Among the lines by Kennedy is one that seems tailor-made to address the controversy that has followed the LAUSD's attempts, adamantly opposed by the Los Angeles Conservancy and other preservationists, to knock down Myron Hunt's 1921 hotel complex and replace it with a new campus costing more than $578 million, a streamlined but conservative piece of work by Pasadena firm Gonzalez Goodale Architects. "The world," it reads, "demands the qualities of youth: not a time of life but a state of mind, a temper of will, a quality of the imagination, a predominance of courage over timidity, of the appetite for adventure over the love of ease."

For most of its civic life, Los Angeles has been propelled — even defined — by those qualities. They made the city a center for forward-looking, innovative architecture; they also meant that L.A. rarely paused to worry before knocking down aging buildings to make room for new ones.

The way the Ambassador dispute unfolded made one thing clear: That city is gone. Los Angeles is no longer a young city quick to raze its architectural treasures. The growing prominence of institutions like the Conservancy meant that we were at least going to have a broad conversation about the value of the hotel and its architecture.
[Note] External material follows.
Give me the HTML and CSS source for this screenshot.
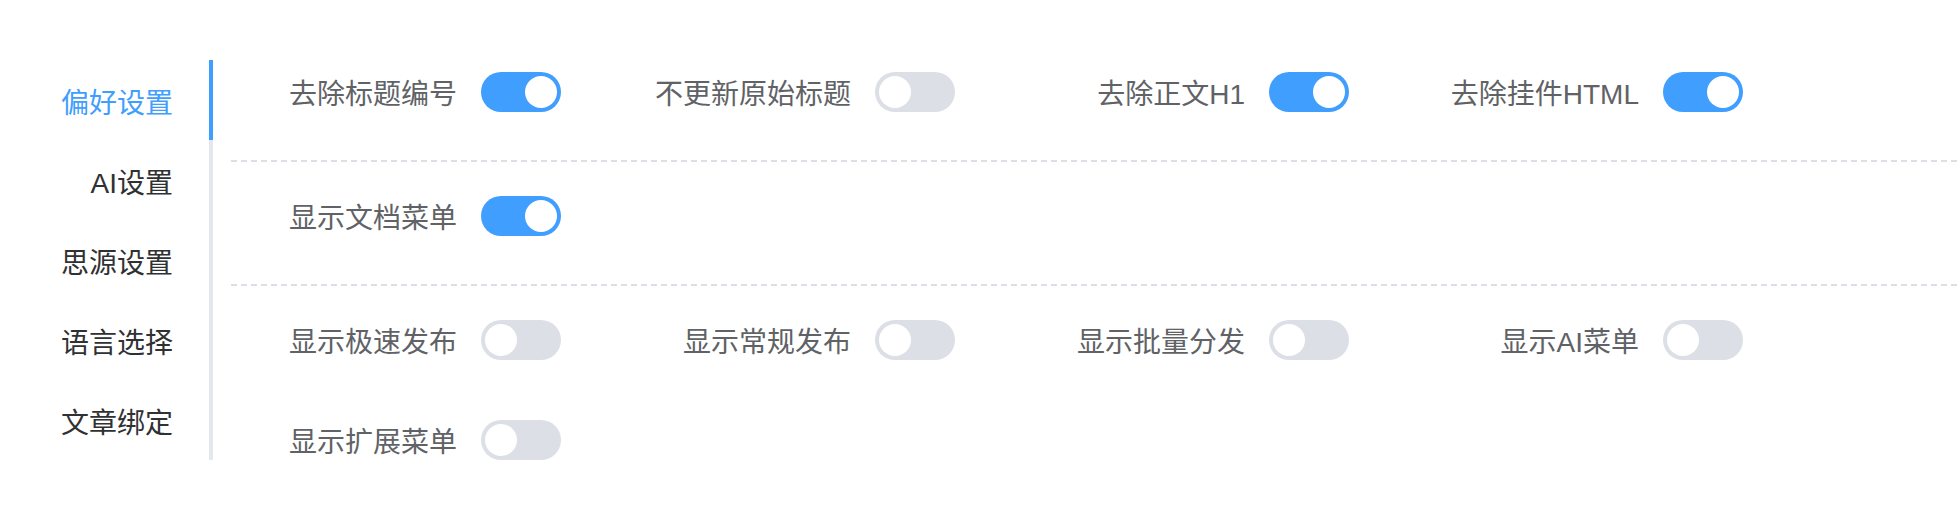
FILE: index.html
```html
<!DOCTYPE html>
<html lang="zh-CN">
<head>
<meta charset="utf-8">
<title>设置</title>
<link rel="stylesheet" href="styles.css">
</head>
<body>
<div class="tabs">
  <div class="tabs-header">
    <div class="tab-list">
      <div class="tab active">偏好设置</div>
      <div class="tab">AI设置</div>
      <div class="tab">思源设置</div>
      <div class="tab">语言选择</div>
      <div class="tab">文章绑定</div>
    </div>
  </div>
  <div class="tabs-content">
    <div class="group">
      <div class="item"><span class="label">去除标题编号</span><span class="switch on"></span></div>
      <div class="item"><span class="label">不更新原始标题</span><span class="switch"></span></div>
      <div class="item"><span class="label">去除正文H1</span><span class="switch on"></span></div>
      <div class="item"><span class="label">去除挂件HTML</span><span class="switch on"></span></div>
    </div>
    <div class="divider"></div>
    <div class="group">
      <div class="item"><span class="label">显示文档菜单</span><span class="switch on"></span></div>
    </div>
    <div class="divider"></div>
    <div class="group">
      <div class="item"><span class="label">显示极速发布</span><span class="switch"></span></div>
      <div class="item"><span class="label">显示常规发布</span><span class="switch"></span></div>
      <div class="item"><span class="label">显示批量分发</span><span class="switch"></span></div>
      <div class="item"><span class="label">显示AI菜单</span><span class="switch"></span></div>
      <div class="item"><span class="label">显示扩展菜单</span><span class="switch"></span></div>
    </div>
  </div>
</div>
</body>
</html>
```

FILE: styles.css
```css
html, body {
  margin: 0;
  padding: 0;
  background: #ffffff;
}

body {
  font-family: "Liberation Sans", "Noto Sans CJK SC", sans-serif;
  font-size: 28px;
}

.tabs {
  display: flex;
  align-items: flex-start;
  margin-top: 60px;
}

.tabs-header {
  flex: 0 0 auto;
  margin-right: 18px;
}

.tab-list {
  width: 209px;
  border-right: 4px solid #e4e7ed;
}

.tab {
  position: relative;
  height: 80px;
  line-height: 88px;
  padding: 0 36px 0 40px;
  text-align: right;
  color: #303133;
  font-size: 28px;
  white-space: nowrap;
}

.tab.active {
  color: #409eff;
}

.tab.active::after {
  content: "";
  position: absolute;
  top: 0;
  right: -4px;
  width: 4px;
  height: 80px;
  background: #409eff;
}

.tabs-content {
  flex: 1 1 auto;
  padding-top: 12px;
}

.group {
  display: flex;
  flex-wrap: wrap;
  column-gap: 64px;
  row-gap: 60px;
}

.item {
  display: flex;
  align-items: flex-start;
  height: 40px;
}

.label {
  width: 250px;
  height: 40px;
  box-sizing: border-box;
  padding-right: 24px;
  text-align: right;
  color: #606266;
  font-size: 28px;
  line-height: 46px;
  white-space: nowrap;
}

.switch {
  position: relative;
  display: inline-block;
  width: 80px;
  height: 40px;
  border-radius: 20px;
  background: #dcdfe6;
}

.switch::after {
  content: "";
  position: absolute;
  top: 4px;
  left: 4px;
  width: 32px;
  height: 32px;
  border-radius: 50%;
  background: #ffffff;
}

.switch.on {
  background: #409eff;
}

.switch.on::after {
  left: 44px;
}

.divider {
  height: 2px;
  margin: 48px 0 34px;
  background-image: repeating-linear-gradient(to right, #dcdfe6 0, #dcdfe6 6px, transparent 6px, transparent 10px);
}
```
But that conversation was neither especially sophisticated nor terribly productive. And it led to a solution that was tone-deaf architecturally: After failing to reach any common ground with the Conservancy, the district directed Gonzalez Goodale, in designing a new high school building, to match as closely as possible the size and shape of the old hotel. Other elements of the historic campus, which included contributions from Paul R. Williams and Gordon Kaufmann in addition to Hunt, have been re-created in ersatz fashion, including the old Cocoanut Grove nightclub, which has been reborn as a kitschy auditorium.

L.A. and its cultural guardians, in other words, had the decisiveness neither to save the original hotel complex as a school nor to make a clean break with the past by building an ensemble of entirely new buildings. Instead the LAUSD settled on an architectural path — confused, expensive and a little macabre all at the same time — that suggests that the city has now entered a kind of limbo when it comes to cultural maturity. It is neither young enough to energetically (if blithely) embrace the future nor self-aware enough to fully protect its architectural heritage, particularly when that protection requires significant investment from cash-strapped public agencies.

What other city would knock down a major cultural landmark — a hotel where half a dozen early Academy Award ceremonies were held, to say nothing of the site's architectural and political significance — but then insist that the school replacing it squeeze into the same shape, so that anybody who remembers what used to be there is confronted not with tangible history but a ghostly shell of the original?

That logic is a bit like cutting out a piece of paper the exact size and shape of a dollar bill and trying, with a straight face, to buy a newspaper or a pack of gum with it. The lesson it teaches is that what matters is not historical substance but its flimsy outline.

For all the constraints the firm had to work with, certain elements of the Gonzalez Goodale design, collectively known as the Robert F. Kennedy Community Schools, show initiative and strength. Among them is the decision to flatten much of the site's rolling topography and knit the schools into the street grid of the surrounding blocks.

Given that the campus is really a collection of neighborhood schools that most students will reach on foot, that change makes a good deal of sense. It is also an implicit recognition of how this part of Los Angeles has changed since the hotel's heyday. No longer a glamorous and essentially suburban outpost removed from the life of the city, the school site now sits in the middle of a diverse, crowded mid-Wilshire residential district whose families had been sending their children on long bus rides to other LAUSD schools.